Music and musicians are born in the Liszt Academy. This is a harbour to and from which ships carry musicians. The teaching of music – all areas of classical music, jazz, folk music, church music, composition, musicology and music teacher training – takes place here, in the Liszt Ferenc Academy of Music, while the nurturing stages are conducted in the Bartók Conservatory, the university’s secondary school of teaching practice and preparatory institution.
The main building, with two concert halls, is the hub of concert life in the capital. Virtually every significant performer and ensemble of the 20th century has appeared on the stage of the Grand Hall, exhaling their art onto the invisible wavelengths of the incomparable acoustics of the chamber, merging it into the spellbound audience, an audience that surrounds the artist in the same way that a clapper is encompassed by the body of a bell. The most significant young talents introduce themselves in this unrivalled atmosphere, students of the academy can share in this as can those individuals yearning for music who make up the audience of the Liszt Academy.
Teaching and performing in concert are closely intertwined at the Liszt Academy. Its unique characteristic is, on the one hand, being one of the most distinguished universities on the intellectual bourse of international academies of music, while on the other hand it is one of the most precious gems among the finest concert halls anywhere in the world… Two facets of one institution, or the common profile of two institutions? Who can say? The essence is the unity of this duality.
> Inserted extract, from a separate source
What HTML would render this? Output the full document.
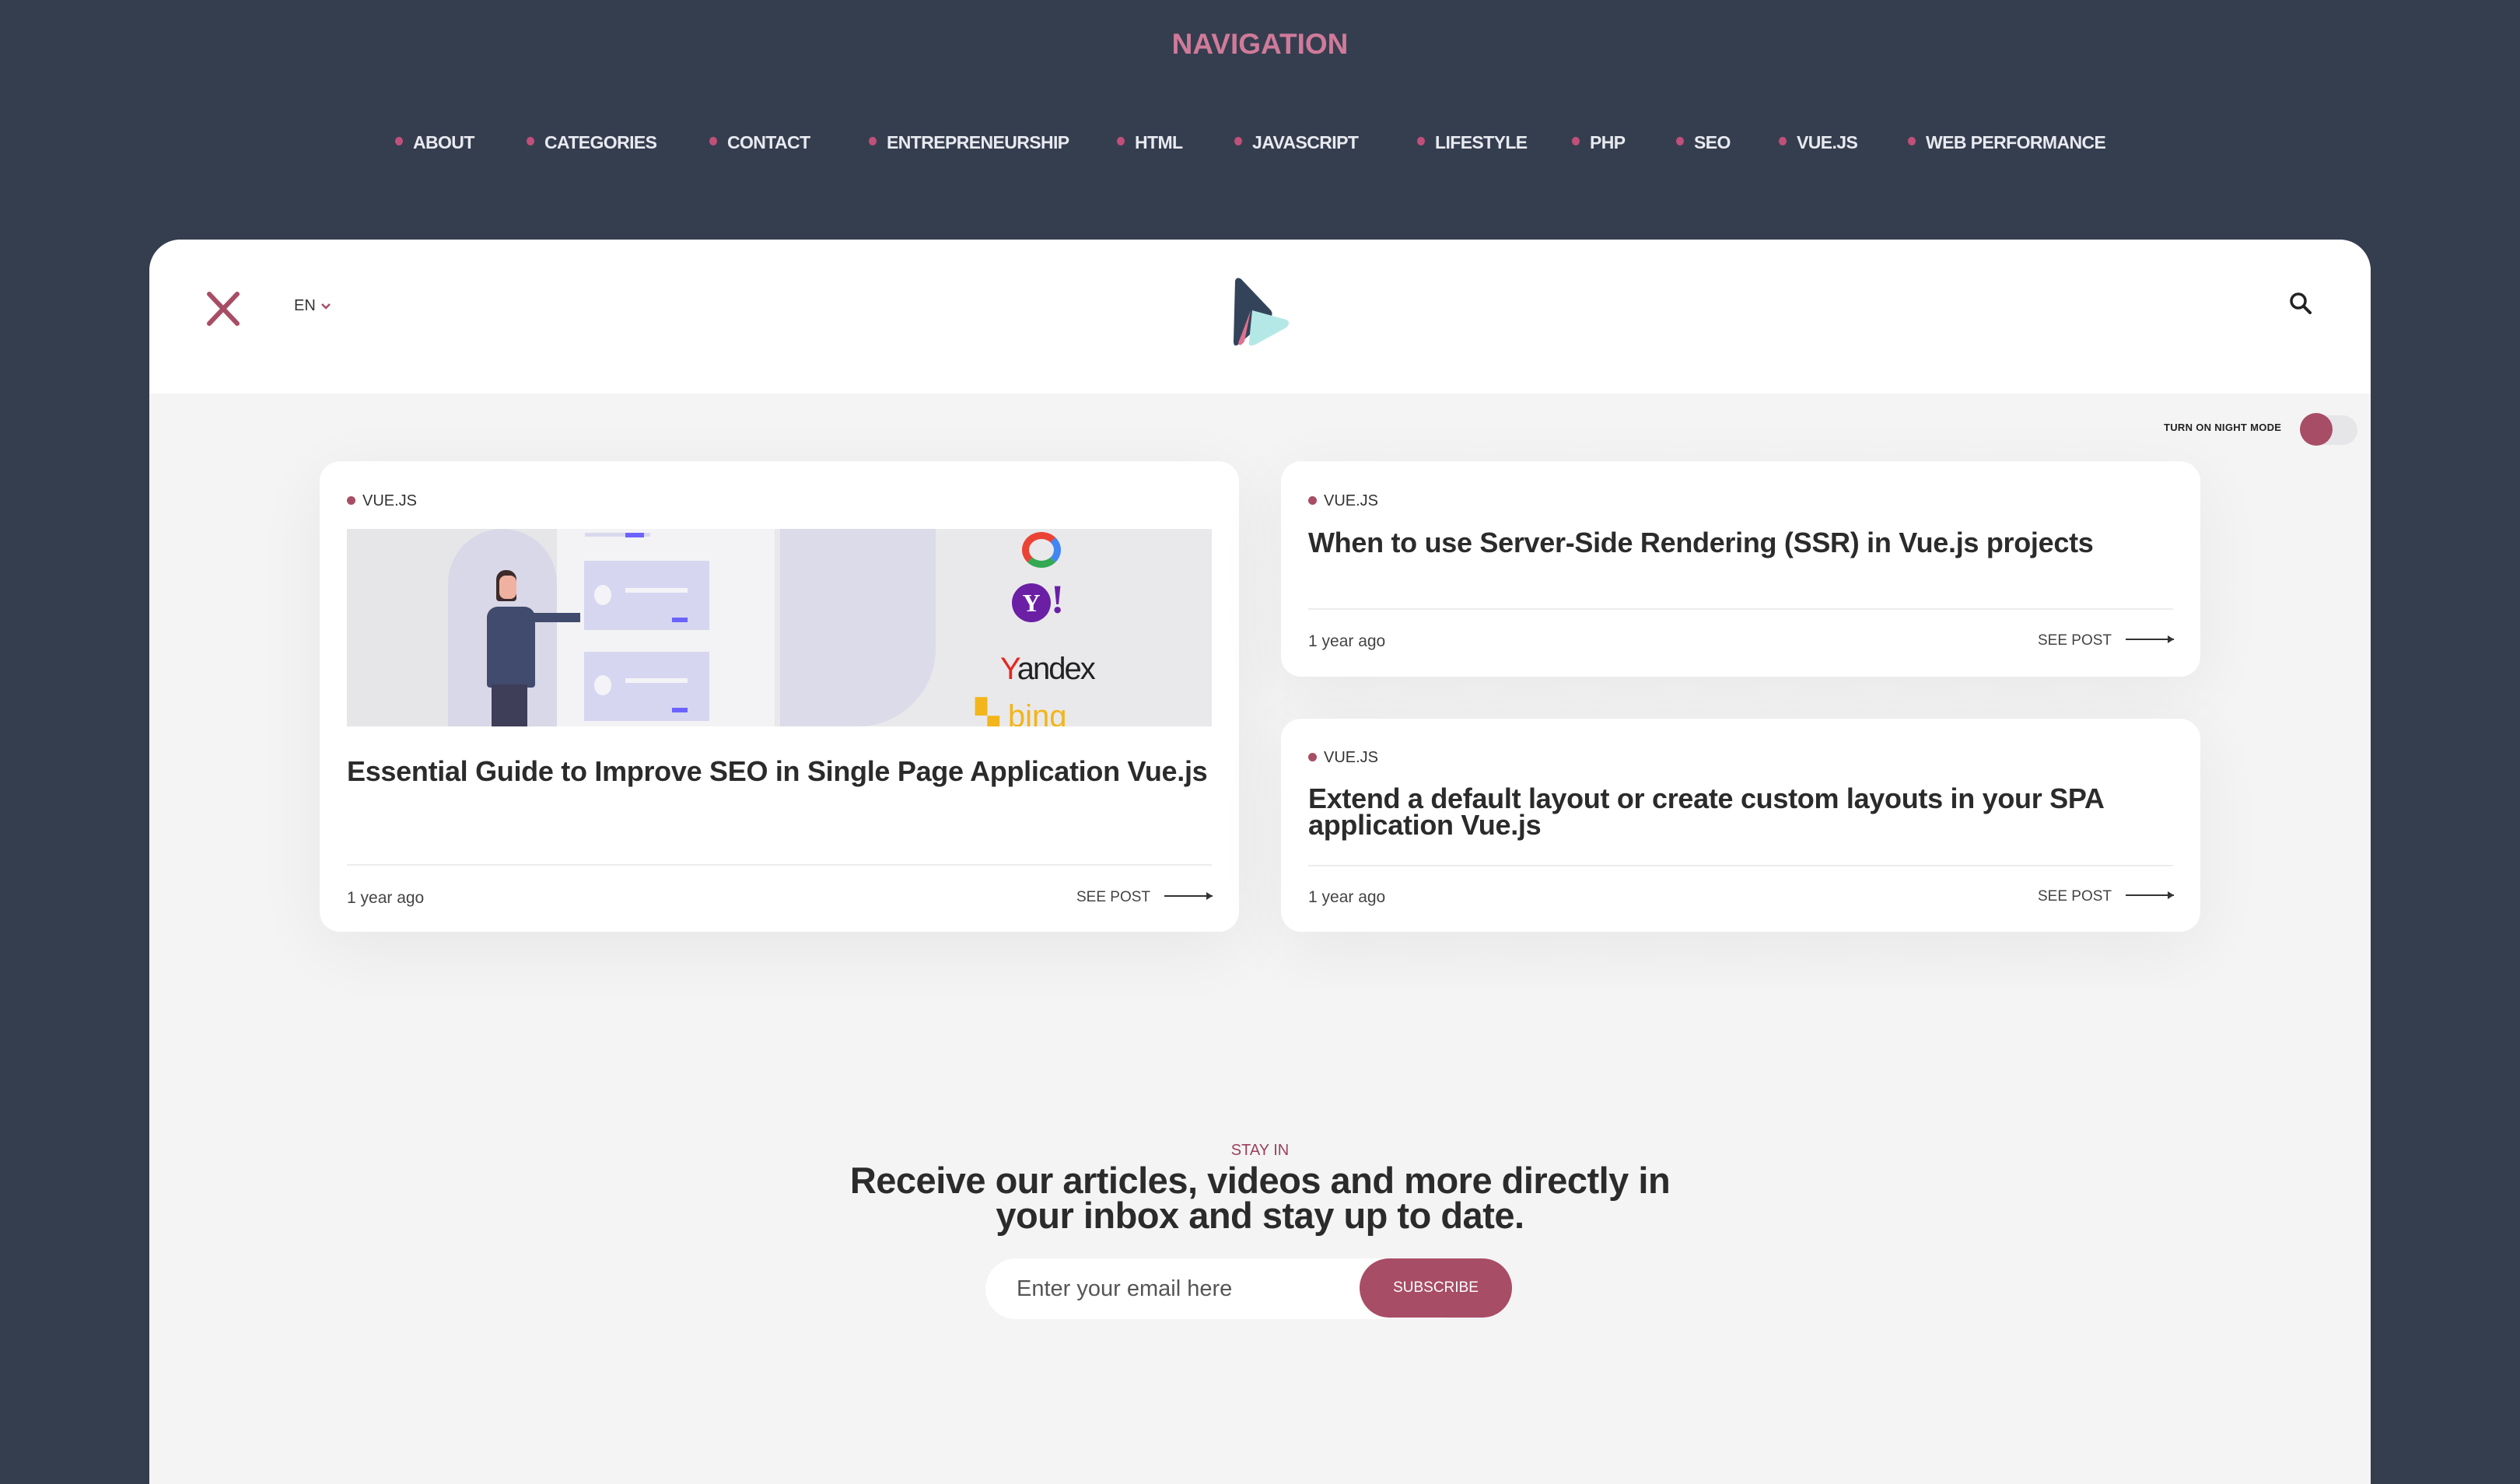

The Liszt Academy is rooted in Hungarian music traditions and those of the region, and these traditions remain unbroken. Its long-standing departments are structured like a family tree; the teachers, and their teachers, of professors giving classes today can be traced back to the founders of departments, to Liszt, Hubay, Popper, Robert Volkmann and Hans von Koessler. In departments founded at a later date, for instance musicology, which was established by Zoltán Kodály, Bence Szabolcsi and Dénes Bartha, the craft is passed down, figuratively speaking, from father to son. Folk music is one of the leading threads that run right through the history of the Liszt Academy; it defines not only new Hungarian composition but, principally via Kodály, highly advanced and successful Hungarian music pedagogy, too. The ‘youngest’ department of the Liszt Academy, that is, the department of folk music, preserves this with great tenacity.